Despite the meagre provisions and their only sail being "a small blanket," Downey tells how they made it to the shore of an island off the Irish coast "at the mercy of the waves in a gale with only one oar."
"On the 3rd of February, I made [Skellig's] Island on the coast of Ireland," he said. "On the 4th, the light keepers hauled us to land with ropes. We were kindly treated by the people on the island, where, on account of the heavy sea, we were forced to stay eight days, after which we were taken off by the Coast Guard boat."
Maritime tradition of Albert County
The shipwreck of a New Brunswick boat and loss of more than half the crew is a story Upham, who grew up in Albert County, remembers hearing as a child. In fact, Balser was the grandfather of Upham's grandfather, also named William Henry Balser.
Upham said there was a time when the entire province, and in particular Albert County, "was very maritime."
"We talk about the shipbuilding, we talk about the economics of it, but there's human stories everywhere, and these people went and did these things."

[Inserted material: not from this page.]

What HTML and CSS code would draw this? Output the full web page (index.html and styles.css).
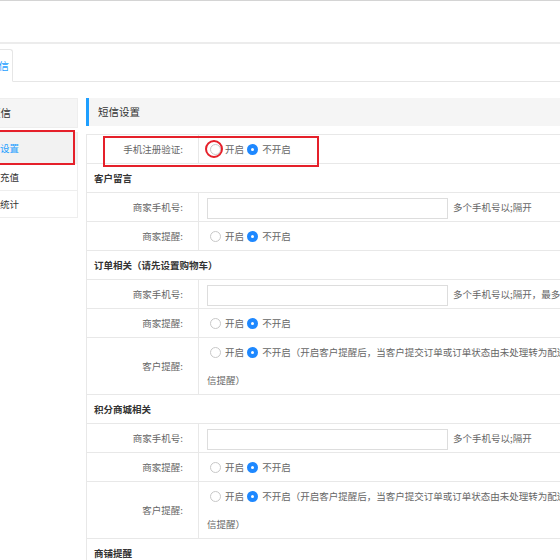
FILE: index.html
```html
<!DOCTYPE html>
<html lang="zh-CN">
<head>
  <meta charset="UTF-8" />
  <meta name="viewport" content="width=device-width, initial-scale=1.0"/>
  <title>短信设置</title>
  <link rel="stylesheet" href="styles.css">
</head>
<body>
<div class="page">

  <div class="topbar"></div>

  <div class="tabs">
    <div class="tab">短信</div>
  </div>

  <div class="layout">
    <!-- 左侧菜单 -->
    <div class="side">
      <div class="side-title">短信</div>
      <div class="side-item ativo">短信设置</div>
      <div class="side-item">短信充值</div>
      <div class="side-item">短信统计</div>
      <div class="mark mark-side"></div>
    </div>

    <!-- 右侧内容 -->
    <div class="main">
      <div class="main-title">短信设置</div>

      <div class="form-box">
        <table class="form">
          <tr>
            <td class="label">手机注册验证:</td>
            <td class="value">
              <span class="radio"></span><span class="opt">开启</span>
              <span class="radio on"></span><span class="opt">不开启</span>
            </td>
          </tr>
          <tr class="section"><td colspan="2">客户留言</td></tr>
          <tr>
            <td class="label">商家手机号:</td>
            <td class="value"><input type="text" class="campo"><span class="dica">多个手机号以;隔开</span></td>
          </tr>
          <tr>
            <td class="label">商家提醒:</td>
            <td class="value">
              <span class="radio"></span><span class="opt">开启</span>
              <span class="radio on"></span><span class="opt">不开启</span>
            </td>
          </tr>

          <tr class="section"><td colspan="2">订单相关（请先设置购物车）</td></tr>
          <tr>
            <td class="label">商家手机号:</td>
            <td class="value"><input type="text" class="campo"><span class="dica">多个手机号以;隔开，最多5个</span></td>
          </tr>
          <tr>
            <td class="label">商家提醒:</td>
            <td class="value">
              <span class="radio"></span><span class="opt">开启</span>
              <span class="radio on"></span><span class="opt">不开启</span>
            </td>
          </tr>
          <tr>
            <td class="label">客户提醒:</td>
            <td class="value">
              <span class="radio"></span><span class="opt">开启</span>
              <span class="radio on"></span><span class="opt">不开启（开启客户提醒后，当客户提交订单或订单状态由未处理转为配送中时，客户会收到短</span><br>信提醒）
            </td>
          </tr>

          <tr class="section"><td colspan="2">积分商城相关</td></tr>
          <tr>
            <td class="label">商家手机号:</td>
            <td class="value"><input type="text" class="campo"><span class="dica">多个手机号以;隔开</span></td>
          </tr>
          <tr>
            <td class="label">商家提醒:</td>
            <td class="value">
              <span class="radio"></span><span class="opt">开启</span>
              <span class="radio on"></span><span class="opt">不开启</span>
            </td>
          </tr>
          <tr>
            <td class="label">客户提醒:</td>
            <td class="value">
              <span class="radio"></span><span class="opt">开启</span>
              <span class="radio on"></span><span class="opt">不开启（开启客户提醒后，当客户提交订单或订单状态由未处理转为配送中时，客户会收到短</span><br>信提醒）
            </td>
          </tr>

          <tr class="section"><td colspan="2">商铺提醒</td></tr>
          <tr>
            <td class="label">商家提醒:</td>
            <td class="value">
              <span class="radio"></span><span class="opt">开启</span>
              <span class="radio on"></span><span class="opt">不开启</span>
            </td>
          </tr>
        </table>

        <!-- marcações vermelhas -->
        <div class="mark mark-row"></div>
        <div class="mark mark-radio"></div>
      </div>
    </div>
  </div>

</div>
</body>
</html>
```

FILE: styles.css
```css
body {
  margin: 0;
  font-family: "Noto Sans CJK SC", "Noto Sans", sans-serif;
  font-size: 9.5px;
  color: #666;
  background: #fff;
  overflow: hidden;
}
.page {
  width: 820px;
  margin-left: -40px;
}
.topbar {
  height: 41px;
  border-top: 1px solid #d4d4d4;
  border-bottom: 2px solid #ececec;
}
.tabs {
  height: 37px;
  display: flex;
  align-items: flex-end;
  border-bottom: 1px solid #e6e6e6;
}
.tab {
  width: 48px;
  height: 31px;
  line-height: 31px;
  margin-bottom: -1px;
  border: 1px solid #e6e6e6;
  border-bottom-color: #fff;
  border-radius: 3px 3px 0 0;
  background: #fff;
  color: #1e9fff;
  font-size: 10.5px;
  text-align: right;
  padding-right: 3px;
}
.layout {
  display: flex;
  gap: 8px;
  padding-top: 16px;
}
.side {
  position: relative;
  width: 118px;
  flex: none;
  align-self: flex-start;
}
.side-title {
  height: 28px;
  line-height: 28px;
  padding-left: 29px;
  background: #f5f5f5;
  border: 1px solid #eee;
  color: #333;
  font-size: 10.5px;
  margin-bottom: 4px;
}
.side-item {
  height: 26px;
  line-height: 26px;
  padding-left: 20px;
  border: 1px solid #eee;
  border-top: none;
  color: #333;
  font-size: 9.5px;
}
.side-item.ativo {
  height: 30px;
  line-height: 30px;
  border-top: 1px solid #eee;
  background: #f2f2f2;
  color: #1e9fff;
}
.main {
  flex: 1;
}
.main-title {
  height: 28px;
  line-height: 28px;
  padding-left: 9px;
  background: #f5f5f5;
  border-left: 3px solid #1e9fff;
  color: #333;
  font-size: 10.5px;
}
.form-box {
  position: relative;
  margin-top: 8px;
}
.form {
  width: 100%;
  border-collapse: collapse;
}
.form td {
  border: 1px solid #e8e8e8;
  height: 28px;
  line-height: 28px;
  padding: 0;
}
.form .label {
  width: 96px;
  text-align: right;
  padding-right: 15px;
}
.form .value {
  padding-left: 8px;
  white-space: nowrap;
}
.section td {
  font-weight: bold;
  color: #333;
  padding-left: 7px;
}
.radio {
  display: inline-block;
  width: 9px;
  height: 9px;
  border: 1px solid #c8c8c8;
  border-radius: 50%;
  vertical-align: -2px;
  margin: 0 4px 0 3px;
  background: #fff;
}
.radio.on {
  width: 3px;
  height: 3px;
  border: 4px solid #1e88ff;
  margin-left: 1px;
}
.campo {
  width: 241px;
  height: 21px;
  box-sizing: border-box;
  border: 1px solid #ddd;
  vertical-align: middle;
  margin: 0;
}
.dica {
  margin-left: 5px;
}
.mark {
  position: absolute;
  border: 2px solid #e5202a;
  box-sizing: border-box;
}
.mark-side {
  left: 38px;
  top: 32px;
  width: 77px;
  height: 35px;
}
.mark-row {
  left: 17px;
  top: 2px;
  width: 216px;
  height: 31px;
}
.mark-radio {
  left: 119px;
  top: 6px;
  width: 18px;
  height: 18px;
  border-radius: 50%;
}
```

In another written account of the tragic sinking of the Ansel, Mrs. Newton Bennett, who grew up in Hopewell Cape, offers another perspective.
Her mother and father were in the lifeboat that did not make it to shore, and 50 years later she shared what it was like to be "orphaned when a child of three years."
"The ship was in charge of Capt. Edwin Bennett of Hopewell Cape and with him was second officer Alfred Bennett, his brother, and the latter's wife and seaman Judson Bennett, a cousin. The vessel had good fortune until about 300 miles from the coast of Ireland, when she foundered in a storm."
Alfred Bennett was her father.
"Just what occurred was never known, but it is supposed that the little craft was swamped in the heavy sea, the whole boat's company perishing."
The article, which was passed down to Upham's family, describes the Bennett family as "prominent in the community" and said the "disaster was a great shock to the little village of Hopewell Cape."
It points to this as one of the "outstanding tragedies of the sea, in which many Albert county seamen figured in days gone by."
Upham believes the article may have been written for an old county newspaper.
'Legends that carried on'
Mrs. Newton Bennett's account of the tragedy that changed the course of her life ends with a mention of Henry Balser.
"It is of interest to note that there is living a survivor of the disaster, in the person of Henry Balser of Stoney Creek, Albert County, who was in the mate's boat and was among the saved."
For Upham, the sailors who left New Brunswick and travelled the world were "like an entirely different member of the human species."
"You could point to somebody and say, 'Yeah, actually that guy managed to survive a shipwreck in the North Atlantic. That guy used to sail regularly to Australia.'"
At a time when most people never left the area where they were born, Balser's headstone is a reminder of those who did.
"These are people who saw things, experienced things and you know they became stories — legends that carried on for a very long time."